I looked up at my walls immediately behind my computer screen where both versions of her Mastodon / Neurosis posters loom omnipresent over me every working day – and knew immediately the experience would be awesome. That was the end of it.
I let my friend Yves know the interview was going down, and that he should feel free to come with, and take a few photographs. If it wasn’t for Yves, I’d likely not be a Tara fan. He has an early Death Cab For Cutie poster by her that I’ve admired for years. It was the first poster I’d ever seen of McPherson’s, and I’m sure it led me to her website, and eventually into buying posters for myself.
We arrived at The Narwhal Arts Project a bit early, and wound up waiting an extra half hour for McPherson – who had arrived in Toronto the night before only to get detained for almost four hours at customs, eventually getting to her hotel at 2:00am with some unfinished looming deadlines awaiting her attention. She strolled into Narwhal with a sizeable laptop bag (the kind that has an extendo-bar and wheels that you can drag around like a carry-on bag) and asked if any of us had any Canadian currency to pay her cab driver. She hadn’t left her hotel room for currency, and had worked her right through until twenty minutes ago. Tara’s appearance is instantly striking. Her body is covered in tattoos, and completely offsets her sharp attire – a black dress with pink accents and matching shoes. I liked her already.
Cabbies were paid. She said some quick hellos to the proprietors of Narwhal, and went over some of the details for her press and the evenings signing, and then she walked over and introduced herself.
At thirty three, McPherson’s resume reads like an art students pipe dream. She earned a BFA from Art Center in Pasadena, CA in August 2001 with honors in Illustration and also a minor in Fine Art. While attending college, Tara interned at Rough Draft Studios, working on Matt Groening’s Futurama. Her posters and fine art have been on display worldwide. She teaches a class at Parsons: The New School for Design in NYC. What she has achieved in a relatively short timeframe as an independent artist is nothing shy of amazing. As both a viable and respected fine artist, her work speaks for itself.
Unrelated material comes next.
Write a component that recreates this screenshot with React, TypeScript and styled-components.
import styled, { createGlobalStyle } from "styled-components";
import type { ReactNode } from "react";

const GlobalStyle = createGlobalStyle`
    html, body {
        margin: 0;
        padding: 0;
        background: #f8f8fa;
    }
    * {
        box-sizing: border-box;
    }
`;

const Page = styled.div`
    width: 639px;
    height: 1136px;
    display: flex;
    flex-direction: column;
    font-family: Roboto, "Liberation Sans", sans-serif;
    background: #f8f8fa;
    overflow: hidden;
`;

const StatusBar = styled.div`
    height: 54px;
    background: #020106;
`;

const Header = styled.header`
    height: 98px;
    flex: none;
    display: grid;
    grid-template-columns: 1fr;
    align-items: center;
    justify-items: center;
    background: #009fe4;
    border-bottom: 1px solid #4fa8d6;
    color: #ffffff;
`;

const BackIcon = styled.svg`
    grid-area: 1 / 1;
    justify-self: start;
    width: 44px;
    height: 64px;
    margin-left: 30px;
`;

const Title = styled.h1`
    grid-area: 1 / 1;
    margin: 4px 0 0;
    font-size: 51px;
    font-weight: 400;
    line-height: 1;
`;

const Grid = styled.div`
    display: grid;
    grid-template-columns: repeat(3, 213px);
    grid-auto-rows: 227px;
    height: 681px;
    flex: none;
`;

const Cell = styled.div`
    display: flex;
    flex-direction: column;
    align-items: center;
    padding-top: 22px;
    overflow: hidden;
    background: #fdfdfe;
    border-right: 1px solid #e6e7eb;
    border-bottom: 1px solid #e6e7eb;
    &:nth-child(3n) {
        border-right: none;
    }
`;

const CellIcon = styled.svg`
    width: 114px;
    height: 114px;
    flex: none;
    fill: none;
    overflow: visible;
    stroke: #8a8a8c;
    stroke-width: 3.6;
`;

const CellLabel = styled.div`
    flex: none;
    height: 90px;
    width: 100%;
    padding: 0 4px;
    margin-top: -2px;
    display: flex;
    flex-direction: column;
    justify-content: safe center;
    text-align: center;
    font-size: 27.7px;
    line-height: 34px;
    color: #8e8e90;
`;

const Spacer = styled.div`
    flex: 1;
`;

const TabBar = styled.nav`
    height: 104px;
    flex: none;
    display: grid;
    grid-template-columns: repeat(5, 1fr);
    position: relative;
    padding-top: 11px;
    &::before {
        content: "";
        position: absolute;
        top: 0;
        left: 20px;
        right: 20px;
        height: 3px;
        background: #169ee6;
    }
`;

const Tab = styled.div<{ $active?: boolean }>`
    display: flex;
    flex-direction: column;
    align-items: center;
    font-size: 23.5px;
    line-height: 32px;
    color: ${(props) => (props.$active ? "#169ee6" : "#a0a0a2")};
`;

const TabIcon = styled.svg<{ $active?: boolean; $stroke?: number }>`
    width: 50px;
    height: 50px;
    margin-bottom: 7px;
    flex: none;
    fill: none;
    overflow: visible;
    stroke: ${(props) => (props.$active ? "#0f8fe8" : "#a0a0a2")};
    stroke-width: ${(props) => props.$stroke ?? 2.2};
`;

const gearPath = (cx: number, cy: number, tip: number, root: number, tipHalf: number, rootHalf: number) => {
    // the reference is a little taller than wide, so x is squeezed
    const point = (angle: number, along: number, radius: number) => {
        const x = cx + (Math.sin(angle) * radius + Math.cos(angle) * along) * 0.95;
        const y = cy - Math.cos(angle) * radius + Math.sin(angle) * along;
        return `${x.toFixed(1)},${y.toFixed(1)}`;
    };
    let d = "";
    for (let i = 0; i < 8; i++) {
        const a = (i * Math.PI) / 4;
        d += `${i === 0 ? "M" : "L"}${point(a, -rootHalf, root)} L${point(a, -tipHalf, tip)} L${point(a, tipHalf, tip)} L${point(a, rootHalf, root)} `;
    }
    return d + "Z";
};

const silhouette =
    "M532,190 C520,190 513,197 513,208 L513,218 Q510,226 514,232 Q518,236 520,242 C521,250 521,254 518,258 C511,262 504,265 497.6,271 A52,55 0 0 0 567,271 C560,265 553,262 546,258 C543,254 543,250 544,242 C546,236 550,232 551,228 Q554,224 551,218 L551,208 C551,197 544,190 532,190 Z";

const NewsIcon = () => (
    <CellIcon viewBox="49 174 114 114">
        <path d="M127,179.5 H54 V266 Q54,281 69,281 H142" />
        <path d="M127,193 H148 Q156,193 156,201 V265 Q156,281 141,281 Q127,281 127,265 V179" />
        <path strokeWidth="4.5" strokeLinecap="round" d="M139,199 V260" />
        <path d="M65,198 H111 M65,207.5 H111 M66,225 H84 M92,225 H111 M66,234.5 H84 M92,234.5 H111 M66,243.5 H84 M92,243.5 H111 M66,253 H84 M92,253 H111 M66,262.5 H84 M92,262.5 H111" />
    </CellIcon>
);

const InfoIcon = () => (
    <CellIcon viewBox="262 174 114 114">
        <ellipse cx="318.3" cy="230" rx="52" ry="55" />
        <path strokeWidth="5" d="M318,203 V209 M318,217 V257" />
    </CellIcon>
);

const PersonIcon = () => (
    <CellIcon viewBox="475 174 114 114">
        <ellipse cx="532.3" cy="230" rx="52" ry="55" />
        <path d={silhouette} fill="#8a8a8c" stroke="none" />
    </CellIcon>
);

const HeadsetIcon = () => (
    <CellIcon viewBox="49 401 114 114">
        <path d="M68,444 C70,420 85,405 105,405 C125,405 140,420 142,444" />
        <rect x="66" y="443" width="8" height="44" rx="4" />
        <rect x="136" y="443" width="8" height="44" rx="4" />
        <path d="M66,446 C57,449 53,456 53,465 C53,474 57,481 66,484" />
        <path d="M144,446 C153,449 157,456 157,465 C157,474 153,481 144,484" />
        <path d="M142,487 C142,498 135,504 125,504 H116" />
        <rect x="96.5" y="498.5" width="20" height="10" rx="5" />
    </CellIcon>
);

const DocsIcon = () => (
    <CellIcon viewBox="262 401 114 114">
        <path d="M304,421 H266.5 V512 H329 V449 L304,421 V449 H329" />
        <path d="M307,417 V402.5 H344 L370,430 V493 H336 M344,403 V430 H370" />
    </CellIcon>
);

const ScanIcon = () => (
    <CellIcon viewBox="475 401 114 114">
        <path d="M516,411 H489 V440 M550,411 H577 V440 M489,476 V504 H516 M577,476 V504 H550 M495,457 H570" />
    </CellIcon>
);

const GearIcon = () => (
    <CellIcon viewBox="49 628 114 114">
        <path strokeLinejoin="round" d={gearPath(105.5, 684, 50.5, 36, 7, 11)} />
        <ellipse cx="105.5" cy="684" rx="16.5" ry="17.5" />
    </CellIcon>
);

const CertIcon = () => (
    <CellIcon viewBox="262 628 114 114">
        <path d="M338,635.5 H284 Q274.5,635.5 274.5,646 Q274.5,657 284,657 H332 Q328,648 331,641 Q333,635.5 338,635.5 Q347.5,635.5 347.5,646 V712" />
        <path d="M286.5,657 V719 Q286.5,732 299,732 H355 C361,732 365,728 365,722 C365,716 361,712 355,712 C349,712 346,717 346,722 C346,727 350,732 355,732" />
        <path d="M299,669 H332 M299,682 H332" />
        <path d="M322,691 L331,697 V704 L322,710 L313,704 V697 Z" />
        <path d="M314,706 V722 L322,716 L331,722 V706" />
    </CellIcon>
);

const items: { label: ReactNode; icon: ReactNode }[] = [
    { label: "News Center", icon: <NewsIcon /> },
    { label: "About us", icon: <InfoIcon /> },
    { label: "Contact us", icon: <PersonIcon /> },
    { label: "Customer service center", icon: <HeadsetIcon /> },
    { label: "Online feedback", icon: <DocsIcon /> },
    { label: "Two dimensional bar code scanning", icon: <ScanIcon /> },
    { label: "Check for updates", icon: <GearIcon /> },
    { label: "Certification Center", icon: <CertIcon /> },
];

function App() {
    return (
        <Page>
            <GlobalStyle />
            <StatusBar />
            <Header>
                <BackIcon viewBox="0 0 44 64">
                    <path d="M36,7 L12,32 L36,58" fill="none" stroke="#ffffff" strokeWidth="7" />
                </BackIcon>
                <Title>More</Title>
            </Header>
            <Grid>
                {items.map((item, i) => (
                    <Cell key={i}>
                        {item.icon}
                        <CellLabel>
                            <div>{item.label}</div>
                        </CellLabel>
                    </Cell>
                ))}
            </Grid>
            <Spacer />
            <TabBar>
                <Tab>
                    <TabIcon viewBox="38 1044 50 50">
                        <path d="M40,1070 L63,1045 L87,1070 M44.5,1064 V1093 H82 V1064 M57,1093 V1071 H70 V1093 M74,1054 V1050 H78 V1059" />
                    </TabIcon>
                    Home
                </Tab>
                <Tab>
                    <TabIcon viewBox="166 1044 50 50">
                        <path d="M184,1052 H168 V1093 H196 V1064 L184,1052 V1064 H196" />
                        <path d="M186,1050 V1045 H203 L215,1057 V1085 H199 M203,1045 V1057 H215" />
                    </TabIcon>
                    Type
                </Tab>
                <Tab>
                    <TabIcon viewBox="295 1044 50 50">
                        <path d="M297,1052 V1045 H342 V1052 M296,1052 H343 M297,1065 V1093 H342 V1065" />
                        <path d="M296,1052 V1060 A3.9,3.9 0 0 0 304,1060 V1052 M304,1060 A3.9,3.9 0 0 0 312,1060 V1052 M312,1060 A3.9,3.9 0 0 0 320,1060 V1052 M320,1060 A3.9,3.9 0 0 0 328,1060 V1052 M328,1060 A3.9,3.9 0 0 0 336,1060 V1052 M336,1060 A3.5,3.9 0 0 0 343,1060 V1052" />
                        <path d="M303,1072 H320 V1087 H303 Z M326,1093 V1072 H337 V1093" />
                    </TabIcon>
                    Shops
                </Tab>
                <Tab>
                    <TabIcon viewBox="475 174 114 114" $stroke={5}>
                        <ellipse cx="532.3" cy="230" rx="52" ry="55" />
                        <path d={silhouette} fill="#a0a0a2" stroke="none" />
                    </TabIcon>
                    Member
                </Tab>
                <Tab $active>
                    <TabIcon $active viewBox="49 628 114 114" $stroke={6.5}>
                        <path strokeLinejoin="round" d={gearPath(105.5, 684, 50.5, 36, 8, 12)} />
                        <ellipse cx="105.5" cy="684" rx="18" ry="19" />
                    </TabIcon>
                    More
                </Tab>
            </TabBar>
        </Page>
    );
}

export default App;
And she’s only just getting started.
A pair of folding studio chairs were brought out for us to sit on, and set up just in front of a few of her limited edition Giclee prints on display, and I was given about twenty minutes to ask a few questions.
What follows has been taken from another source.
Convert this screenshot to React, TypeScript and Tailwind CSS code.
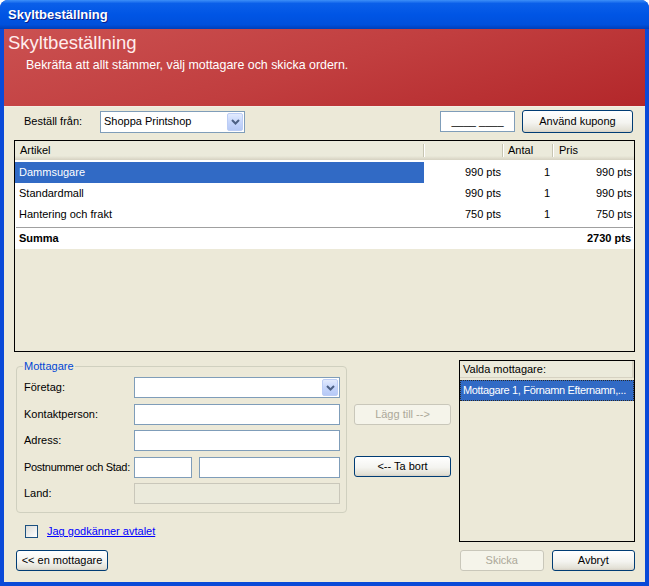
import clsx from "clsx";

function Chevron() {
  return (
    <svg width="9" height="6" viewBox="0 0 9 6" fill="none">
      <path d="M1 1 L4.5 4.5 L8 1" stroke="#4d6185" strokeWidth="2" />
    </svg>
  );
}

function Combo({ value, className }: { value?: string; className?: string }) {
  return (
    <div
      className={clsx(
        "flex items-center border border-[#7f9db9] bg-white pl-[3px] pr-[1px]",
        className
      )}
    >
      <span className="flex-1 truncate">{value}</span>
      <span className="flex h-[calc(100%-2px)] w-[16px] items-center justify-center rounded-[2px] border border-[#bccdf5] bg-[linear-gradient(to_bottom,#e3ebfe,#c6d6fb_50%,#b6c9f6)]">
        <Chevron />
      </span>
    </div>
  );
}

function TextBox({ className, children }: { className?: string; children?: React.ReactNode }) {
  return (
    <div className={clsx("border border-[#7f9db9] bg-white", className)}>{children}</div>
  );
}

function XpButton({
  children,
  disabled,
  className,
}: {
  children: React.ReactNode;
  disabled?: boolean;
  className?: string;
}) {
  return (
    <button
      disabled={disabled}
      className={clsx(
        "flex items-center justify-center rounded-[3px] border text-[11px]",
        disabled
          ? "border-[#c9c7ba] bg-[#f5f4ea] text-[#aca899]"
          : "border-[#003c74] bg-[linear-gradient(to_bottom,#ffffff,#f4f4f0_55%,#e3e1d6_90%,#d6d0c5)] text-black",
        className
      )}
    >
      {children}
    </button>
  );
}

const items = [
  { name: "Dammsugare", price: "990 pts", qty: "1", total: "990 pts", selected: true },
  { name: "Standardmall", price: "990 pts", qty: "1", total: "990 pts" },
  { name: "Hantering och frakt", price: "750 pts", qty: "1", total: "750 pts" },
];

function HeaderSep() {
  return <span className="h-[13px] w-[1px] bg-[#c7c5b2] shadow-[1px_0_0_#ffffff]" />;
}

export default function App() {
  return (
    <div className="flex h-[586px] w-[649px] flex-col overflow-hidden rounded-t-[8px] bg-[#0841d4] font-['Liberation_Sans',Arial,sans-serif] text-[11px] text-black">
      {/* Title bar */}
      <div className="flex h-[29px] shrink-0 items-center bg-[linear-gradient(to_bottom,#3d8ff8_0%,#0a5fe9_12%,#0055e5_50%,#0050dc_85%,#003fb8_100%)] pl-[8px]">
        <span className="text-[13px] font-bold text-white [text-shadow:1px_1px_#0a1e8c]">
          Skyltbeställning
        </span>
      </div>

      {/* Body */}
      <div className="flex flex-1 flex-col border-x-[4px] border-b-[4px] border-[#0a4ad8] bg-[#ece9d8]">
        {/* Banner */}
        <div className="h-[78px] shrink-0 border-b border-[#f3ede4] bg-[linear-gradient(165deg,#cb5151_0%,#c13e3f_50%,#b3272a_100%)] pt-[3px]">
          <div className="pl-[4px] text-[18.5px] leading-[22px] text-[#ffeded]">Skyltbeställning</div>
          <div className="mt-[3px] pl-[22px] text-[12.4px] leading-[16px] text-white">
            Bekräfta att allt stämmer, välj mottagare och skicka ordern.
          </div>
        </div>

        {/* Top row */}
        <div className="mt-[3px] flex h-[23px] items-center pl-[20px] pr-[12px]">
          <span className="w-[76px]">Beställ från:</span>
          <Combo value="Shoppa Printshop" className="h-[22px] w-[145px]" />
          <div className="flex-1" />
          <TextBox className="flex h-[21px] w-[75px] items-center justify-center">
            ____ ____
          </TextBox>
          <XpButton className="ml-[7px] h-[23px] w-[111px]">Använd kupong</XpButton>
        </div>

        {/* Article list */}
        <div className="mx-[10px] mt-[7px] flex h-[212px] shrink-0 flex-col border border-black bg-[#ece9d8]">
          <div className="flex h-[19px] shrink-0 items-center bg-[linear-gradient(to_bottom,#ebeadb_0%,#ebeadb_78%,#d6d2c2_100%)]">
            <span className="w-[408px] pl-[5px]">Artikel</span>
            <HeaderSep />
            <span className="w-[78px]" />
            <HeaderSep />
            <span className="w-[49px] pl-[5px]">Antal</span>
            <HeaderSep />
            <span className="pl-[6px]">Pris</span>
          </div>
          <div className="bg-white pt-[2px]">
            {items.map((it) => (
              <div key={it.name} className="flex h-[21px] items-center">
                <span
                  className={clsx(
                    "flex h-full w-[409px] items-center pl-[4px]",
                    it.selected && "bg-[#316ac5] text-white"
                  )}
                >
                  {it.name}
                </span>
                <span className="w-[80px] pr-[3px] text-right">{it.price}</span>
                <span className="w-[50px] pr-[4px] text-right">{it.qty}</span>
                <span className="w-[80px] pr-[2px] text-right">{it.total}</span>
              </div>
            ))}
            <div className="mx-[1px] mt-[2px] h-[1px] bg-[#a0a0a0]" />
            <div className="flex h-[21px] items-center font-bold">
              <span className="flex-1 pl-[4px]">Summa</span>
              <span className="pr-[3px]">2730 pts</span>
            </div>
          </div>
        </div>

        {/* Bottom area */}
        <div className="flex pl-[12px]">
          {/* Left column */}
          <div className="flex w-[331px] flex-col">
            <fieldset className="mt-[8px] rounded-[4px] border border-[#d0d0bf] pb-[8px] pl-[7px] pr-[6px]">
              <legend className="-ml-[1px] px-[1px] leading-[13px] text-[#0046d5]">Mottagare</legend>
              <div className="mt-[4px] flex h-[21px] items-center">
                <span className="w-[110px]">Företag:</span>
                <Combo className="h-[21px] w-[206px]" />
              </div>
              <div className="mt-[6px] flex h-[21px] items-center">
                <span className="w-[110px]">Kontaktperson:</span>
                <TextBox className="h-[21px] w-[206px]" />
              </div>
              <div className="mt-[5px] flex h-[21px] items-center">
                <span className="w-[110px]">Adress:</span>
                <TextBox className="h-[21px] w-[206px]" />
              </div>
              <div className="mt-[6px] flex h-[21px] items-center">
                <span className="w-[110px] whitespace-nowrap tracking-[-0.3px]">Postnummer och Stad:</span>
                <TextBox className="h-[21px] w-[58px]" />
                <TextBox className="ml-[7px] h-[21px] w-[141px]" />
              </div>
              <div className="mt-[5px] flex h-[21px] items-center">
                <span className="w-[110px]">Land:</span>
                <div className="h-[21px] w-[206px] border border-[#c9c7ba] bg-[#ebeadb]" />
              </div>
            </fieldset>
            <div className="mt-[12px] flex h-[13px] items-center pl-[9px]">
              <span className="h-[13px] w-[13px] border border-[#1c5180] bg-[linear-gradient(135deg,#dcdcd7,#ffffff)]" />
              <span className="ml-[9px] text-[#0000ff] underline">Jag godkänner avtalet</span>
            </div>
            <XpButton className="mt-[12px] h-[21px] w-[92px]">&lt;&lt; en mottagare</XpButton>
          </div>

          {/* Middle column */}
          <div className="ml-[7px] flex w-[97px] flex-col">
            <XpButton disabled className="mt-[52px] h-[21px] w-full">
              Lägg till --&gt;
            </XpButton>
            <XpButton className="mt-[31px] h-[21px] w-full">&lt;-- Ta bort</XpButton>
          </div>

          {/* Right column */}
          <div className="ml-[8px] flex w-[176px] flex-col">
            <div className="mt-[8px] flex h-[182px] flex-col border border-black bg-[#ece9d8]">
              <div className="flex h-[17px] shrink-0 items-center border-b border-[#d6d2c2] bg-[#ebeadb] pl-[3px] shadow-[inset_-2px_0_0_#d6d2c2]">
                Valda mottagare:
              </div>
              <div className="mt-[2px] flex h-[21px] items-center overflow-hidden whitespace-nowrap border border-dotted border-[#2a2a2a] bg-[#316ac5] pl-[2px] tracking-[-0.35px] text-white">
                Mottagare 1, Förnamn Efternamn,...
              </div>
            </div>
            <div className="mt-[8px] flex gap-[8px] pl-[1px]">
              <XpButton disabled className="h-[21px] w-[84px]">
                Skicka
              </XpButton>
              <XpButton className="h-[21px] w-[84px]">Avbryt</XpButton>
            </div>
          </div>
        </div>
      </div>
    </div>
  );
}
Tara McPherson apologizing for being a bit late for our interview because she stayed up till dawn working on a deadline. Mike: Hey, no trouble at all. I can’t believe that you’re that busy that you’re working while you’re travelling and you’ve got deadlines.
Tara: Oh, yeah. I went to bed at 6:00am woke up again at 11:00am. It was very difficult, and I worked up until half an hour ago, forty minutes ago.
Do you find it hard to produce….I mean, it’s artwork, so you’re working on something that’s got aesthetic and you’re doing it under a deadline. Is it hard to maintain what you feel is your artistic integrity? So that when it’s done, you’re still really happy with the end result?
I would say 90% of the time, you know. This one I’m working on right now is for All Tomorrow’s Parties and its next weekend. I did the artwork a long time ago, but now it’s just like tying up all… like finalizing the separations for the poster and what goes to the printer and then it’s like three days to ship it there. I’m doing the wrist bands and the badges and the booklet and the whole shebang. So it’s just all these little things. And I still have to make this toy certificate after this interview before I’m signing. ‘Cause it isn’t finished yet…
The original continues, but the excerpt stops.